Reading the Corrosion Blog Post, it seems that there is no global locking and a “bidding model”, implying that the at-most once semantics is not guaranteed. Am I right to think that running an app that requires a single writer (e.g. using Litestream) might not be safe on this platform?
It depends what you’re using as your locking model. I have a queue app that picks up jobs from a Postgres database, and it uses record locking to ensure that a single Fly machine owns a job. Thus I can scale that app as much as I like; even if several instances try to claim the same job at the same time, the app-level logic is that only one will succeed.
I’m aware that you can use an external service as a distributed lock, however the question is whether fly.io gives any guarantees that when setting scale count to 1, there will be at-most one VM running at any time. If not, then I believe this platform is not suitable for running apps relying on Litestream for backup.
I wouldn’t try to dissuade anyone from building their own, extra safety net, though, since it’s easy to imagine corner cases with failed crosstown migrations or such. A custom, in-Machine supervisor that held a lease with the built-in Consul cluster wouldn’t be overkill, if the app was very sensitive to multiple writers.

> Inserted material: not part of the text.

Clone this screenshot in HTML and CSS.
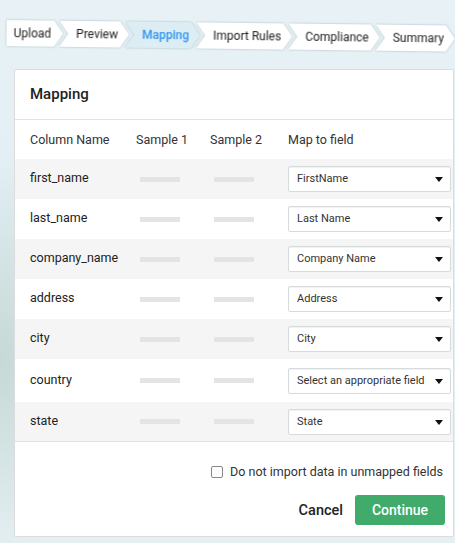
FILE: index.html
```html
<!DOCTYPE html>
<html>
<head>
<meta charset="utf-8">
<link rel="stylesheet" href="styles.css">
</head>
<body>
<nav class="steps">
  <div class="step first">Upload</div>
  <div class="step">Preview</div>
  <div class="step active">Mapping</div>
  <div class="step">Import Rules</div>
  <div class="step">Compliance</div>
  <div class="step">Summary</div>
</nav>
<section class="card">
  <header class="card-head">Mapping</header>
  <div class="grid head-row">
    <div>Column Name</div><div>Sample 1</div><div>Sample 2</div><div>Map to field</div>
  </div>
  <div class="grid row alt"><div>first_name</div><div><span class="bar"></span></div><div><span class="bar"></span></div><div class="sel">FirstName<i class="caret"></i></div></div>
  <div class="grid row"><div>last_name</div><div><span class="bar"></span></div><div><span class="bar"></span></div><div class="sel">Last Name<i class="caret"></i></div></div>
  <div class="grid row alt"><div>company_name</div><div><span class="bar"></span></div><div><span class="bar"></span></div><div class="sel">Company Name<i class="caret"></i></div></div>
  <div class="grid row"><div>address</div><div><span class="bar"></span></div><div><span class="bar"></span></div><div class="sel">Address<i class="caret"></i></div></div>
  <div class="grid row alt"><div>city</div><div><span class="bar"></span></div><div><span class="bar"></span></div><div class="sel">City<i class="caret"></i></div></div>
  <div class="grid row tall"><div>country</div><div><span class="bar"></span></div><div><span class="bar"></span></div><div class="sel">Select an appropriate field<i class="caret"></i></div></div>
  <div class="grid row alt last"><div>state</div><div><span class="bar"></span></div><div><span class="bar"></span></div><div class="sel">State<i class="caret"></i></div></div>
  <footer class="card-foot">
    <label class="check"><span class="box"></span>Do not import data in unmapped fields</label>
    <div class="actions">
      <span class="cancel">Cancel</span>
      <span class="continue">Continue</span>
    </div>
  </footer>
</section>
</body>
</html>
```
FILE: styles.css
```css
html, body { margin: 0; padding: 0; }
body {
  width: 455px;
  height: 543px;
  overflow: hidden;
  font-family: Roboto, "Liberation Sans", sans-serif;
  color: #222;
  background:
    radial-gradient(ellipse 120px 200px at 0px 360px, #c6d9d6 0%, rgba(198,217,214,0) 100%),
    linear-gradient(180deg, #e8f2f6 0%, #e1eef3 40%, #e6f0f3 100%);
}
.steps {
  display: flex;
  padding: 20px 0 0 7px;
  height: 26px;
  filter: drop-shadow(0 0 1px #9fb7bd);
  transform: rotate(0.7deg);
  transform-origin: 0 0;
}
.step {
  background: #fff;
  height: 26px;
  line-height: 26px;
  font-size: 12px;
  color: #222;
  padding: 0 11px 0 17px;
  margin-left: -4px;
  clip-path: polygon(0 0, calc(100% - 9px) 0, 100% 50%, calc(100% - 9px) 100%, 0 100%, 9px 50%);
  white-space: nowrap;
}
.step.first {
  margin-left: 0;
  padding-left: 7px;
  padding-right: 12px;
  clip-path: polygon(0 0, calc(100% - 9px) 0, 100% 50%, calc(100% - 9px) 100%, 0 100%);
}
.step.active {
  background: #dcedf4;
  color: #2f95ee;
  font-weight: 500;
}
.card {
  margin: 23px 1px 0 14px;
  background: #fff;
  border: 1px solid #dcdcdc;
  border-radius: 2px;
}
.card-head {
  height: 49px;
  line-height: 49px;
  padding-left: 15px;
  font-size: 15px;
  font-weight: 500;
  border-bottom: 1px solid #e2e2e2;
}
.grid {
  display: grid;
  grid-template-columns: 106px 74px 78px 1fr;
  align-items: center;
  padding-left: 15px;
  font-size: 12.5px;
}
.head-row { height: 39px; color: #333; }
.row { height: 40px; }
.row > div:first-child { padding-bottom: 3px; }
.row.tall { height: 43px; }
.row.last { height: 39px; }
.alt { background: #f5f5f5; }
.bar {
  display: block;
  width: 40px;
  height: 5px;
  margin-left: 4px;
  background: #e4e4e4;
}
.sel {
  position: relative;
  height: 24px;
  line-height: 24px;
  margin-right: 2px;
  border: 1px solid #d6dcdc;
  border-radius: 2px;
  background: #fff;
  box-shadow: inset 0 1px 1px rgba(0,0,0,0.06);
  padding-left: 8px;
  font-size: 11px;
  color: #333;
}
.caret {
  position: absolute;
  right: 7px;
  top: 10px;
  width: 0;
  height: 0;
  border-left: 4px solid transparent;
  border-right: 4px solid transparent;
  border-top: 5px solid #111;
}
.card-foot {
  border-top: 1px solid #e2e2e2;
  padding: 22px 8px 11px 0;
  display: flex;
  flex-direction: column;
  align-items: flex-end;
}
.check {
  display: flex;
  align-items: center;
  gap: 7px;
  font-size: 12.5px;
  color: #333;
  margin-right: 2px;
}
.box {
  width: 10px;
  height: 10px;
  border: 1px solid #888;
  border-radius: 2px;
}
.actions {
  margin-top: 16px;
  display: flex;
  align-items: center;
  gap: 12px;
}
.cancel { font-size: 14.5px; font-weight: 500; color: #222; }
.continue {
  background: #40ab6a;
  color: #fff;
  font-size: 14px;
  font-weight: 500;
  width: 90px;
  height: 30px;
  line-height: 30px;
  text-align: center;
  border-radius: 3px;
}
```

(My impression was that the newer versions of Litestream aren’t so fragile, but maybe I misread that in the v0.5.0 announcement.)
Having said that, single-Machine apps do have a lot of (other) disadvantages on the Fly.io platform…
Perhaps that’s the real source of lingering doubts?
Thanks for the detailed answer. So I think it is safe to assume that having the same machine running more than once, especially with a volume attached, would be considered a major breakage. That solves my question.